Enhancing Multimodal RAG Systems through Cross-Modal Retrieval and Reranking
This thesis involves the implementation of a cross-modal retrieval and reranking pipeline.
Requirements
- M.Sc. in Machine Learning, Data Science, Computer Science, Mathematics, Telecommunications, or similar
- Knowledge of Python, with a focus on deep learning frameworks, particularly PyTorch
- Software development skills
- Basic concepts of image processing, natural language processing
- Basic concepts of data science, concerning data analysis, processing and machine learning
- Basic concepts of linear algebra and statistics
Description
Cross-modal retrieval is the task of retrieving relevant information across different modalities, such as retrieving images based on text queries or vice versa. This is a key challenge in multimodal AI, requiring efficient and accurate retrieval mechanisms.
In natural language processing (NLP), a common approach to improving retrieval system performance is to use a two-step pipeline consisting of retrieval and reranking. Rerankers encode both the query and candidate items jointly, making them more effective than standalone retrievers. However, this approach is computationally expensive and impractical for encoding entire downstream datasets.
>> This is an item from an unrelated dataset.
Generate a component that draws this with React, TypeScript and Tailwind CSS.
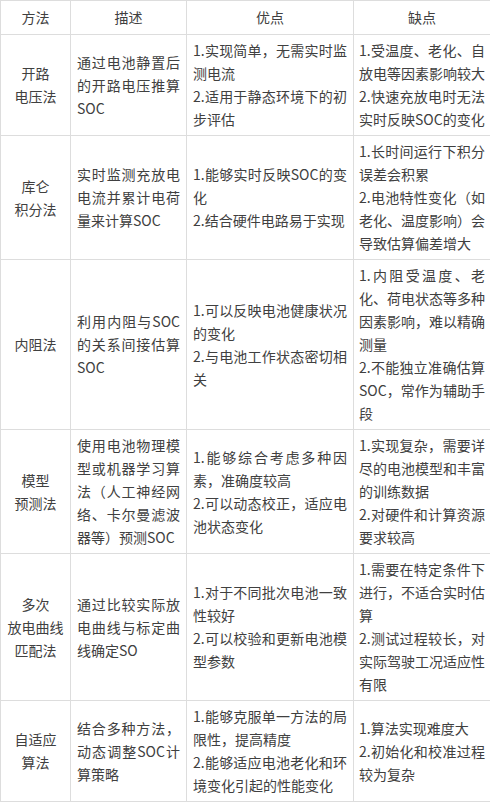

To balance efficiency and effectiveness, a reranker is typically applied on top of an encoder, refining the top-N most similar candidates retrieved by the encoder.
This approach can be adapted to cross-modal retrieval using dual-branch Vision-Language Models (VLMs) such as CLIP as the encoder, while multimodal models like UNITER and OSCAR serve as rerankers.
The objective of this thesis is to explore the use of multimodal encoders as rerankers for cross-modal retrieval, aiming to improve performance compared to encoder-only solutions.
The main activities of this thesis include:
- Exploring literature on VLM encoders (e.g., CLIP) and multimodal encoders such as UNITER, FLAVA, and ALBEF.
- Developing an experimental setup for cross-modal retrieval and reranking.
- Collecting datasets for cross-modal retrieval (e.g., MSCOCO, Flickr30k) and optionally for Vision Question Answering (VQA).
- Comparing Encoder-Only retrieval with Encoder + Reranking approaches for the cross-modal retrieval task and optionally for VQA.